Why Stop Now | Movie review
Jesse Eisenberg helps Melissa Leo kick the habit, eventually.

Why Stop Now
A baffling mixture of unbalanced farce and on-target emotion, Why Stop Now feels like the product of too many cooks, perhaps because directing credit is shared by newcomer Phil Dorling and veteran writer Ron Nyswaner (Philadelphia), the latter stepping behind the camera for the first time in nearly a quarter-century. Melissa Leo, tamped down slightly from her scenery-chewing—and inevitably award-winning—turn in The Fighter, sinks her ham-clogged teeth into the role of Penny Bloom, a drug-addicted mother facing her first serious shot at rehab. But the movie is better served by Jesse Eisenberg, who finds broader range in the part of Penny’s son, Eli, a sporadic binge drinker who has nevertheless developed sufficient piano chops to have a shot at a conservatory scholarship. (The actor impressively tickles his own ivories.)

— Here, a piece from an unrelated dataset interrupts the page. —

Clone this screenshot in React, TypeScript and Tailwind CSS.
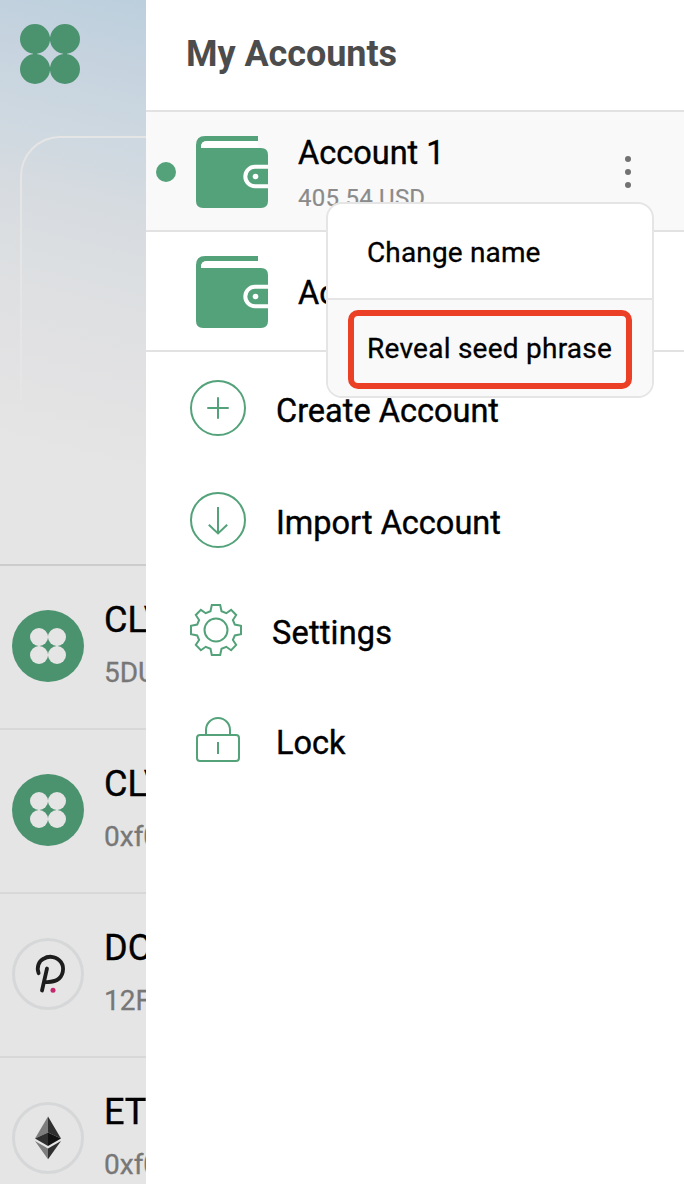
import type { ReactNode } from "react";

function Clover({ className }: { className: string }) {
  return (
    <svg viewBox="0 0 60 60" className={className} fill="currentColor">
      <circle cx="15" cy="15" r="15" />
      <circle cx="45" cy="15" r="15" />
      <circle cx="15" cy="45" r="15" />
      <circle cx="45" cy="45" r="15" />
      <path d="M29 13h2v4h-2zM29 43h2v4h-2zM13 29h4v2h-4zM43 29h4v2h-4z" />
    </svg>
  );
}

function CloverToken() {
  return (
    <div className="flex size-[72px] shrink-0 items-center justify-center rounded-full bg-[#4b936f] text-[#e5e5e5]">
      <Clover className="size-9" />
    </div>
  );
}

function DotToken() {
  return (
    <div className="size-[72px] shrink-0 rounded-full border-[3px] border-[#d6d7d8]">
      <svg viewBox="3 3 66 66" className="size-full" fill="none">
        <path
          d="M26.6 35.2C24.3 29 27 23 31.5 20.8C37 17.2 45 18.5 49 24.2C53 30 51 38.5 45 42C42 43.8 38 43.8 33.5 44.2M35 30.5L30 52.5"
          stroke="#1d1d1d"
          strokeWidth="3.8"
          strokeLinecap="round"
          strokeLinejoin="round"
        />
        <circle cx="41" cy="52.3" r="2.5" fill="#c4276d" />
      </svg>
    </div>
  );
}

function EthToken() {
  return (
    <div className="size-[72px] shrink-0 rounded-full border-[3px] border-[#d6d7d8]">
      <svg viewBox="3 3 66 66" className="size-full">
        <path d="M36 14.5V30.6L23 36.5Z" fill="#7d7d7d" />
        <path d="M36 14.5V30.6L49 36.5Z" fill="#303030" />
        <path d="M36 30.6V44L23 36.5Z" fill="#303030" />
        <path d="M36 30.6V44L49 36.5Z" fill="#121212" />
        <path d="M23 39L36 46.6V57.2Z" fill="#7d7d7d" />
        <path d="M49 39L36 46.6V57.2Z" fill="#303030" />
      </svg>
    </div>
  );
}

function AssetRow({ icon, symbol, address }: { icon: ReactNode; symbol: string; address: string }) {
  return (
    <div className="flex h-[164px] shrink-0 items-center border-b-2 border-[#d8d8d8] pb-0.5 pl-3">
      {icon}
      <div className="ml-5 shrink-0 whitespace-nowrap">
        <div className="text-[36px] leading-[52px] text-black [-webkit-text-stroke:0.4px]">{symbol}</div>
        <div className="pt-px text-[28px] leading-[52px] text-[#777777] [-webkit-text-stroke:0.3px]">{address}</div>
      </div>
    </div>
  );
}

function Wallet() {
  return (
    <svg viewBox="0 0 72 72" className="size-[72px] shrink-0">
      <path
        d="M9 0H62V5H11Q5 5 5 11V12H65Q72 12 72 19V65Q72 72 65 72H7Q0 72 0 65V9Q0 0 9 0Z"
        fill="#53a27a"
      />
      <path d="M5 12V11Q5 5 11 5H62V11.5H5Z" fill="white" />
      <path d="M72 30.8H59a9.7 9.7 0 0 0 0 19.4H72" fill="none" stroke="white" strokeWidth="4" />
      <circle cx="59.5" cy="40.5" r="2.8" fill="white" />
    </svg>
  );
}

function CreateIcon() {
  return (
    <svg viewBox="0 0 56 56" className="size-14 shrink-0" fill="none" stroke="#53a27a" strokeWidth="2">
      <circle cx="28" cy="28" r="27" />
      <path d="M28 17.3V38.7M17.3 28H38.7" />
    </svg>
  );
}

function ImportIcon() {
  return (
    <svg viewBox="0 0 56 56" className="size-14 shrink-0" fill="none" stroke="#53a27a" strokeWidth="2">
      <circle cx="28" cy="28" r="27" />
      <path d="M28 15V41.5M18.8 32.7L28 41.4L37.2 32.7" />
    </svg>
  );
}

function GearIcon() {
  return (
    <svg viewBox="0 0 52 52" className="size-[52px] shrink-0" fill="none" stroke="#53a27a" strokeWidth="2">
      <path d="M21.8 1H30.2L31.5 7.2L36.3 9.2L41.1 5.9L46.2 11L42.9 16L44.8 20.6L51 21.8V30.2L44.8 31.4L42.9 36L46.2 41L41.1 46.2L36.3 42.8L31.5 44.8L30.2 51H21.8L20.5 44.8L15.7 42.8L10.9 46.2L5.8 41L9.1 36L7.2 31.4L1 30.2V21.8L7.2 20.6L9.1 16L5.8 11L10.9 5.9L15.7 9.2L20.5 7.2Z" />
      <circle cx="26" cy="26" r="11.5" />
    </svg>
  );
}

function LockIcon() {
  return (
    <svg viewBox="0 0 56 56" className="size-14 shrink-0" fill="none" stroke="#53a27a" strokeWidth="2">
      <rect x="7" y="23" width="42" height="26" rx="3" />
      <path d="M16 23V18a12 12 0 0 1 24 0V23M28 30V42" />
    </svg>
  );
}

function MenuRow({ icon, label, className }: { icon: ReactNode; label: string; className: string }) {
  return (
    <div className={`flex items-center pl-11 ${className}`}>
      {icon}
      <span className="ml-[30px] pt-1.5 text-[32.5px] leading-[38px] text-black [-webkit-text-stroke:0.4px]">
        {label}
      </span>
    </div>
  );
}

export default function App() {
  return (
    <div className="flex h-[1184px] w-[684px] overflow-hidden bg-white font-['Roboto',sans-serif]">
      <main className="flex w-[146px] shrink-0 flex-col overflow-hidden bg-[#e5e5e5]">
        <div className="h-[564px] shrink-0 bg-[linear-gradient(194deg,#bccfdd_0%,#c6d3df_12%,#cdd8e0_24%,#d6dbe0_36%,#dcdfe1_48%,#e1e1e3_62%,#e5e5e5_80%)] pt-6 pl-5">
          <Clover className="size-[60px] text-[#4b936f]" />
          <div className="mt-[52px] h-[264px] w-[180px] rounded-tl-[40px] border-t-2 border-l-2 border-[#e5e5e5]" />
        </div>
        <div className="border-t-2 border-[#cccccc]">
          <AssetRow icon={<CloverToken />} symbol="CLV" address="5DUx" />
          <AssetRow icon={<CloverToken />} symbol="CLV" address="0xf0" />
          <AssetRow icon={<DotToken />} symbol="DOT" address="12F5" />
          <AssetRow icon={<EthToken />} symbol="ETH" address="0xf0" />
        </div>
      </main>
      <aside className="relative w-[538px] shrink-0 bg-white">
        <header className="flex h-[110px] items-center pb-[3px] pl-10">
          <h1 className="text-[36px] font-bold leading-[42px] tracking-[-0.06px] text-[#4c4c4c]">My Accounts</h1>
        </header>
        <section className="flex h-[122px] items-center border-y-2 border-[#e2e2e2] bg-[#f9f9f9] pt-0.5 pl-2.5">
          <span className="size-5 rounded-full bg-[#53a27a]" />
          <div className="ml-5">
            <Wallet />
          </div>
          <div className="ml-[30px] grow pt-px">
            <div className="text-[32.5px] leading-[38px] text-black [-webkit-text-stroke:0.4px]">Account 1</div>
            <div className="mt-3 text-2xl leading-[28px] tracking-[0.2px] text-[#8b8b8b] [-webkit-text-stroke:0.2px]">
              405.54 USD
            </div>
          </div>
          <div className="mr-[53px] flex flex-col gap-[6.4px]">
            <span className="size-[6.4px] rounded-full bg-[#727272]" />
            <span className="size-[6.4px] rounded-full bg-[#727272]" />
            <span className="size-[6.4px] rounded-full bg-[#727272]" />
          </div>
        </section>
        <section className="flex h-[120px] items-center border-b-2 border-[#e2e2e2] pt-0.5 pl-[50px]">
          <Wallet />
          <span className="ml-[30px] pt-0.5 text-[32.5px] leading-[38px] text-black [-webkit-text-stroke:0.4px]">
            Account 2
          </span>
        </section>
        <nav>
          <MenuRow className="h-28" icon={<CreateIcon />} label="Create Account" />
          <MenuRow className="h-28" icon={<ImportIcon />} label="Import Account" />
          <MenuRow className="h-[108px] tracking-[0.2px]" icon={<GearIcon />} label="Settings" />
          <MenuRow className="h-28" icon={<LockIcon />} label="Lock" />
        </nav>
        <div className="absolute top-[202px] left-[180px] w-[328px] overflow-hidden rounded-2xl border-2 border-[#e5e5e5] bg-white">
          <div className="flex h-24 items-center border-b-2 border-[#e5e5e5] pt-[3px] pl-[39px] text-[28px] tracking-[0.15px] text-black [-webkit-text-stroke:0.3px]">
            Change name
          </div>
          <div className="h-24 bg-[#f9f9f9] pt-2.5 pl-5">
            <div className="flex h-[79px] w-[284px] items-center rounded-[10px] border-[6px] border-[#ec4026] pb-px pl-[13px] text-[28px] tracking-[0.25px] whitespace-nowrap text-black [-webkit-text-stroke:0.3px]">
              Reveal seed phrase
            </div>
          </div>
        </div>
      </aside>
    </div>
  );
}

Unable to countenance leaving Mom with his little sister (Emma Rayne Lyle), who mostly communicates through a foul-mouthed sock puppet, Eli persuades Penny to check into an inpatient facility. But it can’t admit her unless she turns up high, which sends mother and son on a wacky adventure to procure just enough drugs to let her kick the habit. As a pair of drug-dealing brothers, Tracy Morgan and Isiah Whitlock Jr. (The Wire’s Clay Davis) play it close to the vest—a decision that renders the typically antic Morgan almost unrecognizable. But Leo is such a nonstop kook that it’s hard to remember she’s supposed to be at least temporarily sober.